My mother’s parents lie side by side below flat stone markers, next to the graves of two of their children who died before the age of ten. Forty years separated their respective burials. For my grandfather, who began in Kentucky and then left the coal mines of Carbondale, Illinois, dreaming that he might find diamonds in Arkansas, this was just where his body gave out. For my grandmother, whose
family crossed the Mississippi River into Arkansas from western Tennessee in a covered wagon when she was a small child, this grave in Kensett represents her final returning. Decades of dislocation had called her out to California, then back to Arkansas, on to Illinois and Missouri, and finally out to California again to live near her youngest daughter before her death at the age of eighty-three. But all that was nothing more than meandering. In the end she belonged beside Birch Hays Hodges on this little knoll at the outer edge of Kensett.

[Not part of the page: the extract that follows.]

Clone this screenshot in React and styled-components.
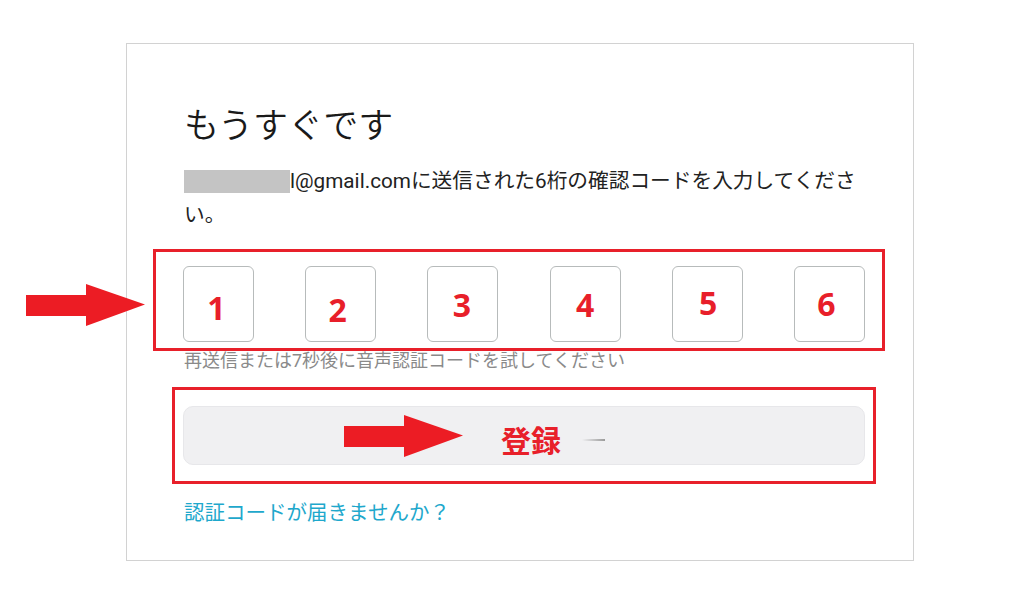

Granny was a strong force in my life. Behind that quick smile and slow, slow drawl was what I’ve come to call an acquiescent toughness that so characterizes the Scots-Irish women whose roots go back into the mountain South. Acquiescent because she knew that it did no good to question fate, and fate had brought her hard living. Toughness because no matter how hard things got, she was harder still. Thinking of how she and others so steadily faced the hardships that life brought them somehow brings to my mind a New Testament passage, from Paul’s letter to the Romans. We rejoice in our sufferings, knowing that suffering produces endurance, and endurance produces character, and character produces hope, and hope does not disappoint us, because God’s love has been poured into our hearts.